-- Data lines --
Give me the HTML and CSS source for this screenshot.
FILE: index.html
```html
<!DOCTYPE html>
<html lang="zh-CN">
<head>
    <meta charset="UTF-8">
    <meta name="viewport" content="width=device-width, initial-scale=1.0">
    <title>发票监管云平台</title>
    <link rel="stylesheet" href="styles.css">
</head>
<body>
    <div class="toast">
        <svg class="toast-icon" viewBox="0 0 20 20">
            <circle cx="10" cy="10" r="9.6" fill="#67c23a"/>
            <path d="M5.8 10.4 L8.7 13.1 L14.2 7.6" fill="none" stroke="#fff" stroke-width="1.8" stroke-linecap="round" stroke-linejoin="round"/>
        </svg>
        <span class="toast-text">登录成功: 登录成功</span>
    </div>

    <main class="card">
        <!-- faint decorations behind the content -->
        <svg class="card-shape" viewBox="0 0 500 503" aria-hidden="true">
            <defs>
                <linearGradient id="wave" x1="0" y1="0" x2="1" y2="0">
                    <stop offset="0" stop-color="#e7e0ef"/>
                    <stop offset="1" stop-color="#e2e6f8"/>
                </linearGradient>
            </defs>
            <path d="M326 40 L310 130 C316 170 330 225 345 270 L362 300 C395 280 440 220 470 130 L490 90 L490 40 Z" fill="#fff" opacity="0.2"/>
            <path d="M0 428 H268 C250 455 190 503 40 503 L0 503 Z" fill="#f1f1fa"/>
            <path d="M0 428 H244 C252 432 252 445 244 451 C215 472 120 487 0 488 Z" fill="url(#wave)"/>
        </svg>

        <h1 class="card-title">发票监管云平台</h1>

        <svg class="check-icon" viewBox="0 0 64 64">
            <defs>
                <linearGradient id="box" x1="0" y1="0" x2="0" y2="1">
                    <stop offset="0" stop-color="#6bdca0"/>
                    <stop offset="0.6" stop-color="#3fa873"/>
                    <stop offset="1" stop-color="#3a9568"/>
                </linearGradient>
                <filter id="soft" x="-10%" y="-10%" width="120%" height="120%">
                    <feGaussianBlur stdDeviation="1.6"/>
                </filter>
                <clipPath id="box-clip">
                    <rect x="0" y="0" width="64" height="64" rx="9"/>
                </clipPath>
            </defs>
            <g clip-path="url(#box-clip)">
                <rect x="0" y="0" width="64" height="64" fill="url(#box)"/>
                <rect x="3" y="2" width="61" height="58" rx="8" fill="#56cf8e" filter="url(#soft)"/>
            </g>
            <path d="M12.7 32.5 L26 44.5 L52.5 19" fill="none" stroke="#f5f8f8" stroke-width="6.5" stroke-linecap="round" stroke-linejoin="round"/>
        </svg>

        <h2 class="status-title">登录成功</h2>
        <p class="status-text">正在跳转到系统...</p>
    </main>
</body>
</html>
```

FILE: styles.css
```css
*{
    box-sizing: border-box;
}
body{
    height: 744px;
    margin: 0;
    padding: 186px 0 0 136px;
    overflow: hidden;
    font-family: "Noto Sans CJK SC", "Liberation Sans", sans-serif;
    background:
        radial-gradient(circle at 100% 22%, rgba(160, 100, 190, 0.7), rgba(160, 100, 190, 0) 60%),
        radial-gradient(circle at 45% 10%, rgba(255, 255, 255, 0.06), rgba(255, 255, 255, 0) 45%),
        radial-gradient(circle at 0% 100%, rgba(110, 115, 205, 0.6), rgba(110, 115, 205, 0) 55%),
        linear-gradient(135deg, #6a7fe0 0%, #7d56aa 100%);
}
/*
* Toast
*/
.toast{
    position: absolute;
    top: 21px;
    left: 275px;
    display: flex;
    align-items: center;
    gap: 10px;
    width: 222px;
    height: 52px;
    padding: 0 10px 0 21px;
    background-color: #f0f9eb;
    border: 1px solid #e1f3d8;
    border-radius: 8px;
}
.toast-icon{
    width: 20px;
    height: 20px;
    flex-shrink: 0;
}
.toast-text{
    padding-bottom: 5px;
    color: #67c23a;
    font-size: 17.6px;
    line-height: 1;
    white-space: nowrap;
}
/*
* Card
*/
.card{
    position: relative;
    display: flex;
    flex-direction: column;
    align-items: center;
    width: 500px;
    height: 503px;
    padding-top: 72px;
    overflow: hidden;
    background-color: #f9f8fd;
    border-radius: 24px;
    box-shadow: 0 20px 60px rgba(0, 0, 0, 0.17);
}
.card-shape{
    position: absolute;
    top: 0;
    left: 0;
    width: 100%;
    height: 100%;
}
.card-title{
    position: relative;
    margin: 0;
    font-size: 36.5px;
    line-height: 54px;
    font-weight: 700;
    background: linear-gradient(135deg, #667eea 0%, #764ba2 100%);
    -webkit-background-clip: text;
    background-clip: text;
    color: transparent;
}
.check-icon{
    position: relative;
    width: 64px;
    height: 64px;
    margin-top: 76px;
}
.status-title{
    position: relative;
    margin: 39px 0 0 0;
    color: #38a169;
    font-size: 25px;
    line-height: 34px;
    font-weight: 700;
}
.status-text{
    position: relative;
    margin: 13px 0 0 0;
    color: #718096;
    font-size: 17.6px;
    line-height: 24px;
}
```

-- Problem details --
Take the data above and return it exactly.

-- Reply to the task --
Give me the HTML and CSS source for this screenshot.
FILE: index.html
```html
<!DOCTYPE html>
<html lang="zh-CN">
<head>
    <meta charset="UTF-8">
    <meta name="viewport" content="width=device-width, initial-scale=1.0">
    <title>发票监管云平台</title>
    <link rel="stylesheet" href="styles.css">
</head>
<body>
    <div class="toast">
        <svg class="toast-icon" viewBox="0 0 20 20">
            <circle cx="10" cy="10" r="9.6" fill="#67c23a"/>
            <path d="M5.8 10.4 L8.7 13.1 L14.2 7.6" fill="none" stroke="#fff" stroke-width="1.8" stroke-linecap="round" stroke-linejoin="round"/>
        </svg>
        <span class="toast-text">登录成功: 登录成功</span>
    </div>

    <main class="card">
        <!-- faint decorations behind the content -->
        <svg class="card-shape" viewBox="0 0 500 503" aria-hidden="true">
            <defs>
                <linearGradient id="wave" x1="0" y1="0" x2="1" y2="0">
                    <stop offset="0" stop-color="#e7e0ef"/>
                    <stop offset="1" stop-color="#e2e6f8"/>
                </linearGradient>
            </defs>
            <path d="M326 40 L310 130 C316 170 330 225 345 270 L362 300 C395 280 440 220 470 130 L490 90 L490 40 Z" fill="#fff" opacity="0.2"/>
            <path d="M0 428 H268 C250 455 190 503 40 503 L0 503 Z" fill="#f1f1fa"/>
            <path d="M0 428 H244 C252 432 252 445 244 451 C215 472 120 487 0 488 Z" fill="url(#wave)"/>
        </svg>

        <h1 class="card-title">发票监管云平台</h1>

        <svg class="check-icon" viewBox="0 0 64 64">
            <defs>
                <linearGradient id="box" x1="0" y1="0" x2="0" y2="1">
                    <stop offset="0" stop-color="#6bdca0"/>
                    <stop offset="0.6" stop-color="#3fa873"/>
                    <stop offset="1" stop-color="#3a9568"/>
                </linearGradient>
                <filter id="soft" x="-10%" y="-10%" width="120%" height="120%">
                    <feGaussianBlur stdDeviation="1.6"/>
                </filter>
                <clipPath id="box-clip">
                    <rect x="0" y="0" width="64" height="64" rx="9"/>
                </clipPath>
            </defs>
            <g clip-path="url(#box-clip)">
                <rect x="0" y="0" width="64" height="64" fill="url(#box)"/>
                <rect x="3" y="2" width="61" height="58" rx="8" fill="#56cf8e" filter="url(#soft)"/>
            </g>
            <path d="M12.7 32.5 L26 44.5 L52.5 19" fill="none" stroke="#f5f8f8" stroke-width="6.5" stroke-linecap="round" stroke-linejoin="round"/>
        </svg>

        <h2 class="status-title">登录成功</h2>
        <p class="status-text">正在跳转到系统...</p>
    </main>
</body>
</html>
```

FILE: styles.css
```css
*{
    box-sizing: border-box;
}
body{
    height: 744px;
    margin: 0;
    padding: 186px 0 0 136px;
    overflow: hidden;
    font-family: "Noto Sans CJK SC", "Liberation Sans", sans-serif;
    background:
        radial-gradient(circle at 100% 22%, rgba(160, 100, 190, 0.7), rgba(160, 100, 190, 0) 60%),
        radial-gradient(circle at 45% 10%, rgba(255, 255, 255, 0.06), rgba(255, 255, 255, 0) 45%),
        radial-gradient(circle at 0% 100%, rgba(110, 115, 205, 0.6), rgba(110, 115, 205, 0) 55%),
        linear-gradient(135deg, #6a7fe0 0%, #7d56aa 100%);
}
/*
* Toast
*/
.toast{
    position: absolute;
    top: 21px;
    left: 275px;
    display: flex;
    align-items: center;
    gap: 10px;
    width: 222px;
    height: 52px;
    padding: 0 10px 0 21px;
    background-color: #f0f9eb;
    border: 1px solid #e1f3d8;
    border-radius: 8px;
}
.toast-icon{
    width: 20px;
    height: 20px;
    flex-shrink: 0;
}
.toast-text{
    padding-bottom: 5px;
    color: #67c23a;
    font-size: 17.6px;
    line-height: 1;
    white-space: nowrap;
}
/*
* Card
*/
.card{
    position: relative;
    display: flex;
    flex-direction: column;
    align-items: center;
    width: 500px;
    height: 503px;
    padding-top: 72px;
    overflow: hidden;
    background-color: #f9f8fd;
    border-radius: 24px;
    box-shadow: 0 20px 60px rgba(0, 0, 0, 0.17);
}
.card-shape{
    position: absolute;
    top: 0;
    left: 0;
    width: 100%;
    height: 100%;
}
.card-title{
    position: relative;
    margin: 0;
    font-size: 36.5px;
    line-height: 54px;
    font-weight: 700;
    background: linear-gradient(135deg, #667eea 0%, #764ba2 100%);
    -webkit-background-clip: text;
    background-clip: text;
    color: transparent;
}
.check-icon{
    position: relative;
    width: 64px;
    height: 64px;
    margin-top: 76px;
}
.status-title{
    position: relative;
    margin: 39px 0 0 0;
    color: #38a169;
    font-size: 25px;
    line-height: 34px;
    font-weight: 700;
}
.status-text{
    position: relative;
    margin: 13px 0 0 0;
    color: #718096;
    font-size: 17.6px;
    line-height: 24px;
}
```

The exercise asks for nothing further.